The one who called fishermen rather than scholars.
Who healed the sick across racial, social, and national lines.
And ate with tax collectors and sinners with grace.
The same Jesus who went to elite dinner parties to remind them that servants are beloved of God. And their exploitation of them is a rejection of God’s love.
All of these stories give us a more robust view of our rabbi and savior. The one whose Way of Love we follow.
And through it all, he simply says to his followers:
“Do this, too.”
Love. Serve. Give. Heal. Proclaim. Courageously. With hope.
This is who we are! Who we are called to be. People of courage. People of hope. Because we are people of the resurrection.
When our vision is only: that we live and die: the recipe is fear and maintenance. We try to live forever. So we can never get sick. Better not age. Use the right skincare products because we know what age we really are, but we don’t want the world to know!

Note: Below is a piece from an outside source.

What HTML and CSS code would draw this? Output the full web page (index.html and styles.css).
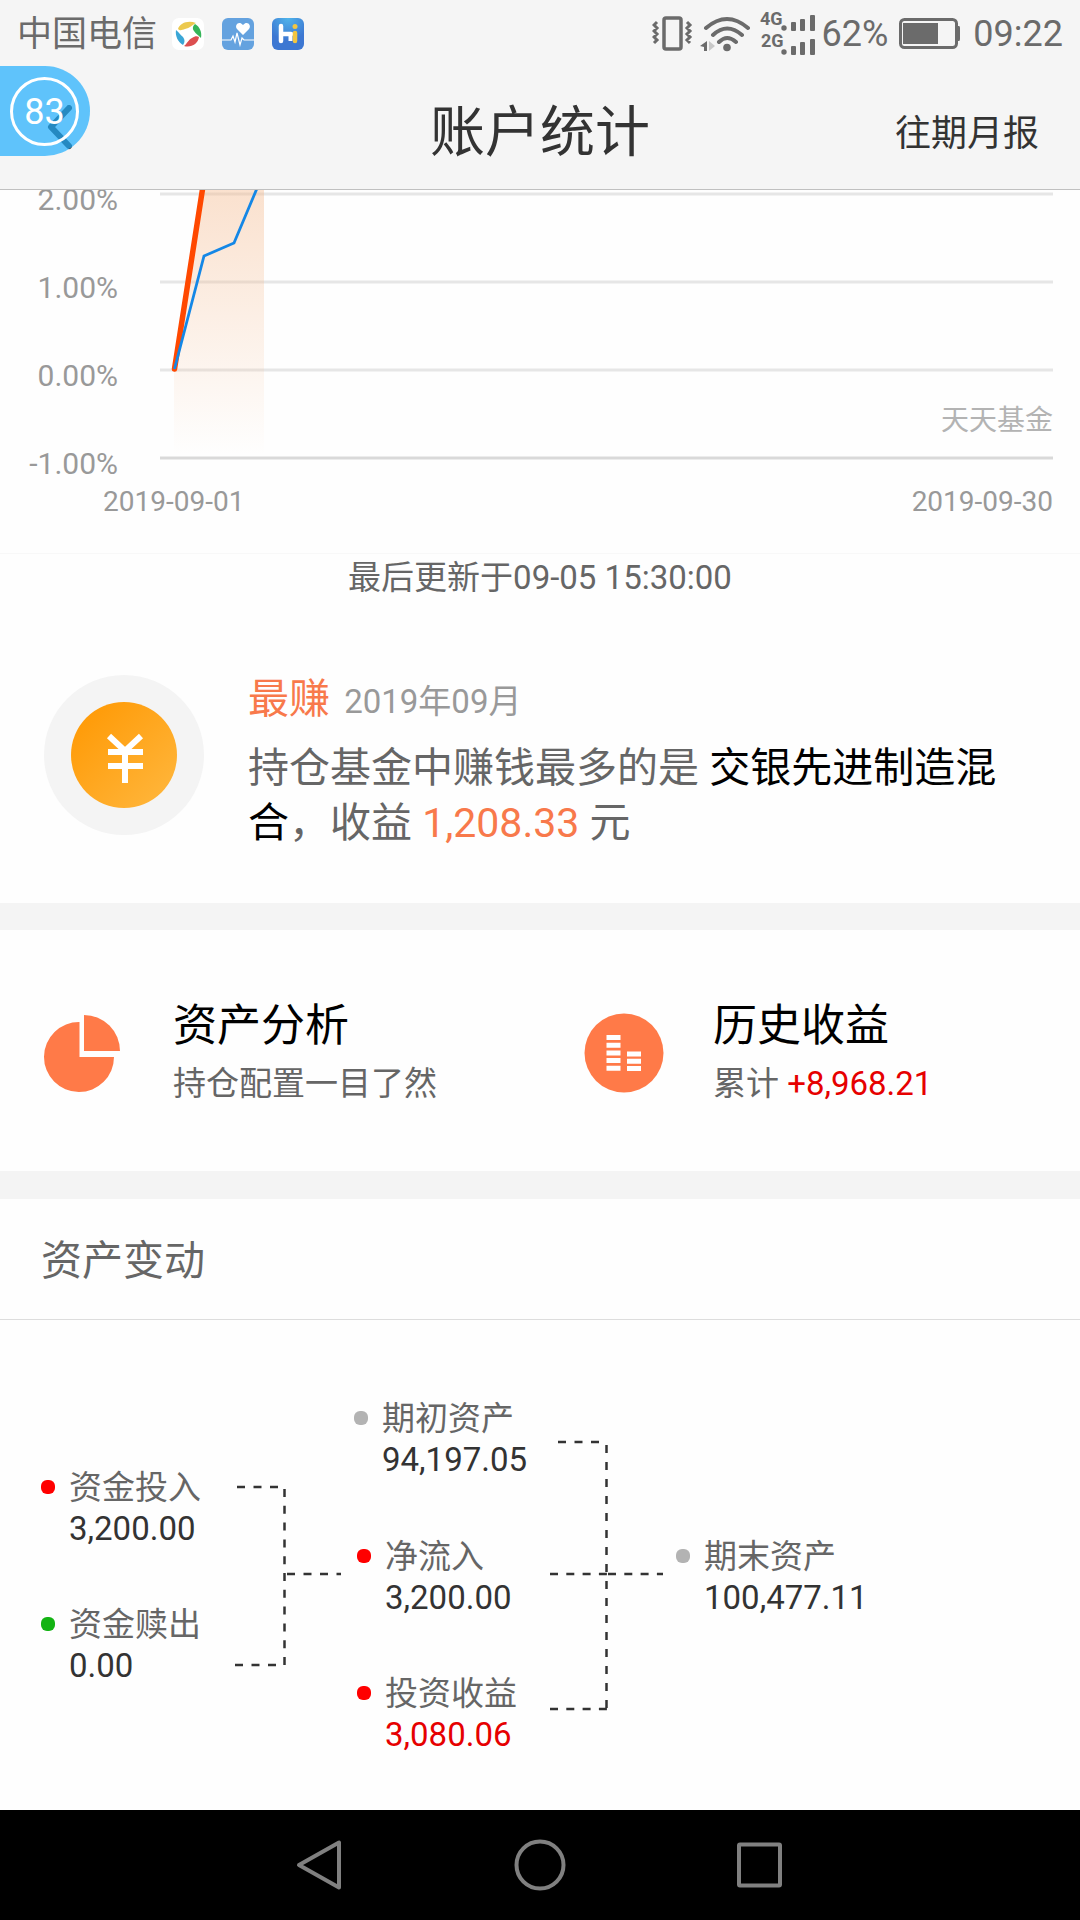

Pretend. Lie.
Keep everything the way it is while also trying to turn back the clock and change everything to an earlier time.
And Jesus confronts us and says to us Thank God we change. That grace means we live, die, and live. Death isn’t an end, but a new beginning. A transformation or transfiguration. We can change and be renewed. And that grace makes us younger in spirit than any product can make us appear.
It takes courage to carry this cross, to face our mortality. To love deliberately. And to speak of God’s power with integrity.
To do what the leaders were afraid to do and say that the Spirit has a say. In our lives and our church. In who we were and who we are now. That She has new work for us and work only we can do.
Work of love and grace and hope. In this neighborhood and everywhere we go.
So may we go into the world with such courage and hope; overcoming our anxious hearts and rumbling guts; loving those who others ignore; feeding those who others starve; and making the true beauty of Jesus visible in all of our lives through grace and hope born of the resurrection.